An Ethics Challenge: Stop Privacy Protection from Impeding the Development of Baby Tech

As time flows, people tend to have higher and higher standards for the services they receive. They ask for more functionality and customization, but at the same time, they also tend to be picky about things they need to provide for such services. A contradiction essentially forms here: users are more willing to click the “decline” button when a service provider asks for an access to their data. However, without enough data from users, the service provider can never maintain high service standards.
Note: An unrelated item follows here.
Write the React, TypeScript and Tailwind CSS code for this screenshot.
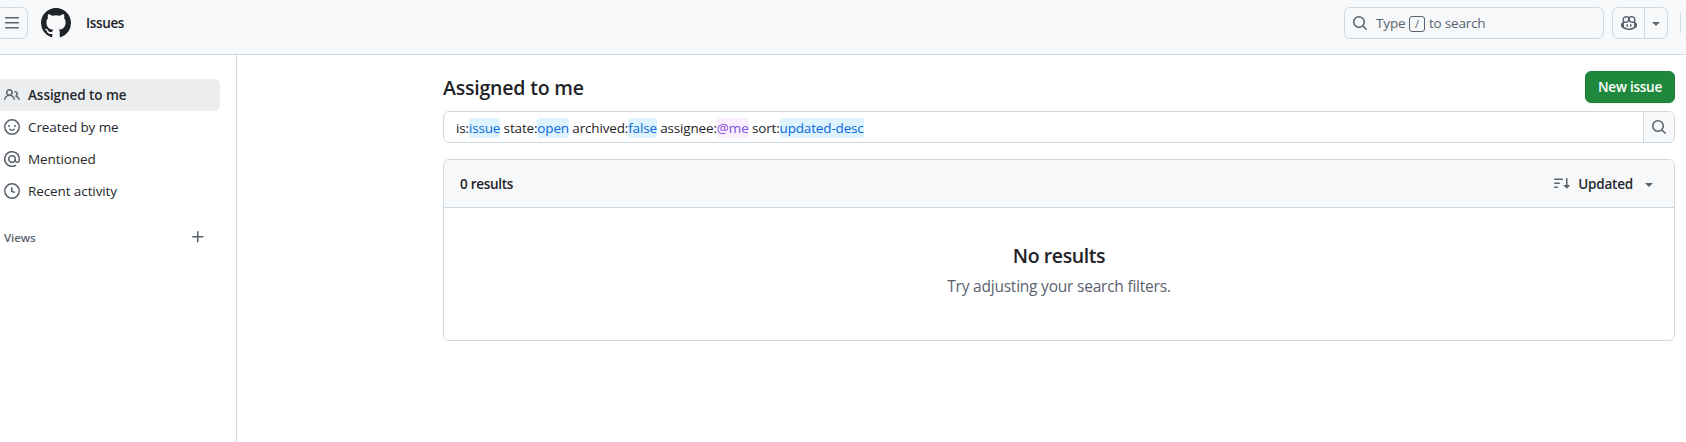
import type { ReactNode } from 'react'

const paths = {
  bars: 'M1 2.75A.75.75 0 0 1 1.75 2h12.5a.75.75 0 0 1 0 1.5H1.75A.75.75 0 0 1 1 2.75Zm0 5A.75.75 0 0 1 1.75 7h12.5a.75.75 0 0 1 0 1.5H1.75A.75.75 0 0 1 1 7.75ZM1.75 12h12.5a.75.75 0 0 1 0 1.5H1.75a.75.75 0 0 1 0-1.5Z',
  github:
    'M8 0c4.42 0 8 3.58 8 8a8.013 8.013 0 0 1-5.45 7.59c-.4.08-.55-.17-.55-.38 0-.27.01-1.13.01-2.2 0-.75-.25-1.23-.54-1.48 1.78-.2 3.65-.88 3.65-3.95 0-.88-.31-1.59-.82-2.15.08-.2.36-1.02-.08-2.12 0 0-.67-.22-2.2.82-.64-.18-1.32-.27-2-.27-.68 0-1.36.09-2 .27-1.53-1.03-2.2-.82-2.2-.82-.44 1.1-.16 1.92-.08 2.12-.51.56-.82 1.28-.82 2.15 0 3.06 1.86 3.75 3.64 3.95-.23.2-.44.55-.51 1.07-.46.21-1.61.55-2.33-.66-.15-.24-.6-.83-1.23-.82-.67.01-.27.38.01.53.34.19.73.9.82 1.13.16.45.68 1.31 2.69.94 0 .67.01 1.3.01 1.49 0 .21-.15.45-.55.38A7.995 7.995 0 0 1 0 8c0-4.42 3.58-8 8-8Z',
  search:
    'M10.68 11.74a6 6 0 0 1-7.922-8.982 6 6 0 0 1 8.982 7.922l3.04 3.04a.749.749 0 0 1-.326 1.275.749.749 0 0 1-.734-.215ZM11.5 7a4.499 4.499 0 1 0-8.997 0A4.499 4.499 0 0 0 11.5 7Z',
  people:
    'M2 5.5a3.5 3.5 0 1 1 5.898 2.549 5.508 5.508 0 0 1 3.034 4.084.75.75 0 1 1-1.482.235 4 4 0 0 0-7.9 0 .75.75 0 0 1-1.482-.236A5.507 5.507 0 0 1 3.102 8.05 3.493 3.493 0 0 1 2 5.5ZM11 4a3.001 3.001 0 0 1 2.22 5.018 5.01 5.01 0 0 1 2.56 3.012.749.749 0 0 1-.885.954.752.752 0 0 1-.549-.514 3.507 3.507 0 0 0-2.522-2.372.75.75 0 0 1-.574-.73v-.352a.75.75 0 0 1 .416-.672A1.5 1.5 0 0 0 11 5.5.75.75 0 0 1 11 4Zm-5.5-.5a2 2 0 1 0-.001 3.999A2 2 0 0 0 5.5 3.5Z',
  smiley:
    'M8 0a8 8 0 1 1 0 16A8 8 0 0 1 8 0ZM1.5 8a6.5 6.5 0 1 0 13 0 6.5 6.5 0 0 0-13 0Zm3.82 1.636a.75.75 0 0 1 1.038.175l.007.009c.103.118.22.222.35.31.264.178.683.37 1.285.37.602 0 1.02-.192 1.285-.371.13-.088.247-.192.35-.31l.007-.008a.75.75 0 0 1 1.222.87l-.022-.015c.02.013.021.015.021.015v.001l-.001.002-.002.003-.005.007-.014.019a2.066 2.066 0 0 1-.184.213c-.16.166-.338.316-.53.445-.63.418-1.37.638-2.127.629-.946 0-1.652-.308-2.126-.63a3.331 3.331 0 0 1-.715-.657l-.014-.02-.005-.006-.002-.003v-.002h-.001l.613-.432-.614.43a.75.75 0 0 1 .183-1.044ZM12 7a1 1 0 1 1-2 0 1 1 0 0 1 2 0ZM5 8a1 1 0 1 1 0-2 1 1 0 0 1 0 2Zm5.25 2.25.592.416a97.71 97.71 0 0 0-.592-.416Z',
  mention:
    'M4.75 2.37a6.501 6.501 0 0 0 6.5 11.26.75.75 0 0 1 .75 1.298A7.999 7.999 0 0 1 .989 4.148 8 8 0 0 1 16 7.75v1.5a2.75 2.75 0 0 1-5.072 1.475 3.999 3.999 0 0 1-6.65-4.19A4 4 0 0 1 12 8v1.25a1.25 1.25 0 0 0 2.5 0V7.867a6.5 6.5 0 0 0-9.75-5.496ZM10.5 8a2.5 2.5 0 1 0-5 0 2.5 2.5 0 0 0 5 0Z',
  clock:
    'M8 0a8 8 0 1 1 0 16A8 8 0 0 1 8 0ZM1.5 8a6.5 6.5 0 1 0 13 0 6.5 6.5 0 0 0-13 0Zm7-3.25v2.992l2.028.812a.75.75 0 0 1-.557 1.392l-2.5-1A.751.751 0 0 1 7 8.25v-3.5a.75.75 0 0 1 1.5 0Z',
  plus: 'M7.75 2a.75.75 0 0 1 .75.75V7h4.25a.75.75 0 0 1 0 1.5H8.5v4.25a.75.75 0 0 1-1.5 0V8.5H2.75a.75.75 0 0 1 0-1.5H7V2.75A.75.75 0 0 1 7.75 2Z',
  triangle: 'm4.427 7.427 3.396 3.396a.25.25 0 0 0 .354 0l3.396-3.396A.25.25 0 0 0 11.396 7H4.604a.25.25 0 0 0-.177.427Z',
  sort: 'M0 4.25a.75.75 0 0 1 .75-.75h7.5a.75.75 0 0 1 0 1.5H.75A.75.75 0 0 1 0 4.25Zm0 4a.75.75 0 0 1 .75-.75h4.5a.75.75 0 0 1 0 1.5H.75A.75.75 0 0 1 0 8.25Zm0 4a.75.75 0 0 1 .75-.75h2.5a.75.75 0 0 1 0 1.5H.75a.75.75 0 0 1-.75-.75ZM13.5 10h2.25a.25.25 0 0 1 .177.427l-3 3a.25.25 0 0 1-.354 0l-3-3A.25.25 0 0 1 9.75 10H12V3.75a.75.75 0 0 1 1.5 0V10Z',
  copilot:
    'M7.998 15.035c-4.562 0-7.873-2.914-7.998-3.749V9.338c.085-.628.677-1.686 1.588-2.065.013-.07.024-.143.036-.218.029-.183.06-.384.126-.612-.201-.508-.254-1.084-.254-1.656 0-.87.128-1.769.693-2.484.579-.733 1.494-1.124 2.724-1.261 1.206-.134 2.262.034 2.944.765.05.053.096.108.139.165.044-.057.094-.112.143-.165.682-.731 1.738-.899 2.944-.765 1.23.137 2.145.528 2.724 1.261.566.715.693 1.614.693 2.484 0 .572-.053 1.148-.254 1.656.066.228.098.429.126.612.012.076.024.148.037.218.924.385 1.522 1.471 1.591 2.095v1.872c0 .766-3.351 3.795-8.002 3.795Zm0-1.485c2.28 0 4.584-1.11 5.002-1.433V7.862l-.023-.116c-.49.21-1.075.291-1.727.291-1.146 0-2.059-.327-2.71-.991A3.222 3.222 0 0 1 8 6.303a3.24 3.24 0 0 1-.544.743c-.65.664-1.563.991-2.71.991-.652 0-1.236-.081-1.727-.291l-.023.116v4.255c.419.323 2.722 1.433 5.002 1.433ZM6.762 2.83c-.193-.206-.637-.413-1.682-.297-1.019.113-1.479.404-1.713.7-.247.312-.369.789-.369 1.554 0 .793.129 1.171.308 1.371.162.181.519.379 1.442.379.853 0 1.339-.235 1.638-.54.315-.322.527-.827.617-1.553.117-.935-.037-1.395-.241-1.614Zm4.155-.297c-1.044-.116-1.488.091-1.681.297-.204.219-.359.679-.242 1.614.091.726.303 1.231.618 1.553.299.305.784.54 1.638.54.922 0 1.28-.198 1.442-.379.179-.2.308-.578.308-1.371 0-.765-.123-1.242-.37-1.554-.233-.296-.693-.587-1.713-.7ZM6.25 9.037a.75.75 0 0 1 .75.75v1.501a.75.75 0 0 1-1.5 0V9.787a.75.75 0 0 1 .75-.75Zm4.25.75v1.501a.75.75 0 0 1-1.5 0V9.787a.75.75 0 0 1 1.5 0Z',
}

function Icon({ name, className = 'size-4' }: { name: keyof typeof paths; className?: string }) {
  return (
    <svg viewBox="0 0 16 16" fill="currentColor" className={`shrink-0 ${className}`} aria-hidden="true">
      <path d={paths[name]} />
    </svg>
  )
}

function Header() {
  return (
    <header className="flex h-[55px] items-start border-b border-[#d1d9e0] bg-[#f6f8fa] pt-[7px] text-[#59636e]">
      <button className="-ml-1 flex size-8 items-center justify-center rounded-md border border-[#d1d9e0]">
        <Icon name="bars" />
      </button>
      <Icon name="github" className="mt-px ml-[13px] size-[30px] text-[#1f2328]" />
      <span className="ml-[15px] text-[13.5px] leading-8 font-semibold tracking-[-0.35px] text-[#1f2328]">Issues</span>
      <div className="ml-auto flex h-8 w-[260px] items-center rounded-md border border-[#d1d9e0] pl-[7px]">
        <Icon name="search" />
        <span className="ml-2 text-[13.5px] tracking-[-0.15px]">Type</span>
        <kbd className="mr-1 ml-[3.5px] mt-px flex size-4 items-center justify-center rounded-[3px] border border-[#59636e] font-['Open_Sans',sans-serif] text-[11px] leading-none">
          /
        </kbd>
        <span className="text-[13.5px] tracking-[-0.2px]">to search</span>
      </div>
      <div className="ml-2 flex h-8 w-14 rounded-md border border-[#d1d9e0]">
        <button className="flex w-8 items-center justify-center border-r border-[#d1d9e0]">
          <Icon name="copilot" />
        </button>
        <button className="flex flex-1 items-center justify-center">
          <Icon name="triangle" />
        </button>
      </div>
      <div className="mt-1.5 mr-[5px] ml-3 h-5 w-px bg-[#d1d9e0]" />
    </header>
  )
}

function NavItem({ icon, active, children }: { icon: keyof typeof paths; active?: boolean; children: ReactNode }) {
  return (
    <li
      className={
        active
          ? 'flex h-8 items-center gap-2 rounded-r-md bg-[#ecedef] pl-1 text-[13.5px] font-semibold tracking-[-0.06px] text-[#25292e]'
          : 'flex h-8 items-center gap-2 pl-1 text-[13.5px] tracking-[-0.1px] text-[#25292e]'
      }
    >
      <span className="flex text-[#59636e]">
        <Icon name={icon} />
      </span>
      {children}
    </li>
  )
}

function Sidebar() {
  return (
    <aside className="w-[237px] shrink-0 border-r border-[#d1d9e0] pt-6 pr-4 text-[#1f2328]">
      <ul>
        <NavItem icon="people" active>
          Assigned to me
        </NavItem>
        <NavItem icon="smiley">Created by me</NavItem>
        <NavItem icon="mention">Mentioned</NavItem>
        <NavItem icon="clock">Recent activity</NavItem>
      </ul>
      <div className="mt-3.5 flex h-8 items-center justify-between pr-3.5 pl-1 text-[#59636e]">
        <h3 className="pt-0.5 text-[11.5px] font-semibold tracking-[-0.1px]">Views</h3>
        <Icon name="plus" />
      </div>
    </aside>
  )
}

function Token({ children, user }: { children: ReactNode; user?: boolean }) {
  return (
    <span
      className={
        user ? 'rounded-[3px] bg-[#fbefff] py-px text-[#8250df]' : 'rounded-[3px] bg-[#ddf4ff] py-px text-[#0969da]'
      }
    >
      {children}
    </span>
  )
}

function Main() {
  return (
    <main className="flex-1 pt-4 pr-[11px] pl-[206px] text-[#1f2328]">
      <div className="flex h-8 items-center justify-between">
        <h1 className="pt-0.5 text-[19.5px] font-semibold tracking-[-0.2px]">Assigned to me</h1>
        <button className="h-8 w-[90px] rounded-md border border-[#1f7d38] bg-[#1f883d] text-[13.5px] font-semibold tracking-[-0.25px] text-white shadow-xs">
          New issue
        </button>
      </div>
      <div className="mt-2 flex h-8 overflow-hidden rounded-md border border-[#d1d9e0]">
        <div className="flex-1 pt-px pl-3 text-[13.5px] leading-[30px] tracking-[-0.16px] whitespace-pre">
          is:<Token>issue</Token> state:<Token>open</Token> archived:<Token>false</Token> assignee:
          <Token user>@me</Token> sort:<Token>updated-desc</Token>
        </div>
        <button className="flex w-[31px] items-center justify-center border-l border-[#d1d9e0] bg-[#f6f8fa] text-[#59636e]">
          <Icon name="search" />
        </button>
      </div>
      <section className="mt-4 h-[182px] overflow-hidden rounded-md border border-[#d1d9e0]">
        <div className="flex h-12 items-center border-b border-[#d1d9e0] bg-[#f6f8fa] pr-[17px] pl-4 text-[13.5px] font-semibold">
          <span className="pt-0.5 tracking-[-0.3px]">0 results</span>
          <span className="ml-auto flex items-center text-[#59636e]">
            <Icon name="sort" className="mb-px size-4" />
            <span className="ml-2 pt-0.5 tracking-[-0.2px] text-[#25292e]">Updated</span>
            <Icon name="triangle" className="ml-2 size-4" />
          </span>
        </div>
        <div className="flex flex-col items-center pt-[33px]">
          <h2 className="text-[19.5px] leading-[30px] font-semibold tracking-[-0.4px]">No results</h2>
          <p className="mt-[3px] text-[15.5px] leading-6 tracking-[-0.22px] text-[#59636e]">Try adjusting your search filters.</p>
        </div>
      </section>
    </main>
  )
}

export default function App() {
  return (
    <div className="flex h-[442px] flex-col overflow-hidden bg-white font-['Open_Sans',sans-serif]">
      <Header />
      <div className="flex flex-1">
        <Sidebar />
        <Main />
      </div>
    </div>
  )
}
This problem is especially obvious in baby tech. Babies are vulnerable. We have laws to force parents to protect their babies as much as possible. As a result, parents are more likely to embrace a kind of isolation for babies, which may also decline any possible data sharing a baby tech product might need. However, such isolation can be critical to some baby tech products. For example, a baby tracker cannot work properly if parents do not allow their babies’ location data to be sent to the manufacturer’s supporting server. Admittedly, some baby trackers use the Bluetooth technology to kind of bypass this awkwardness. But such compromise obscures the potential of GPS technology in those baby tech products.

Although this ethics challenge looks like a user-driven problem, I do not think customers should be blamed here. On the contrary, it explicitly reflects that customers are not quite trust those baby tech products and baby tech companies should think about how to mitigate this trust problem. For example, a feasible solution here can be a more robust privacy protection mechanism with a more intuitive advertising method for such effort.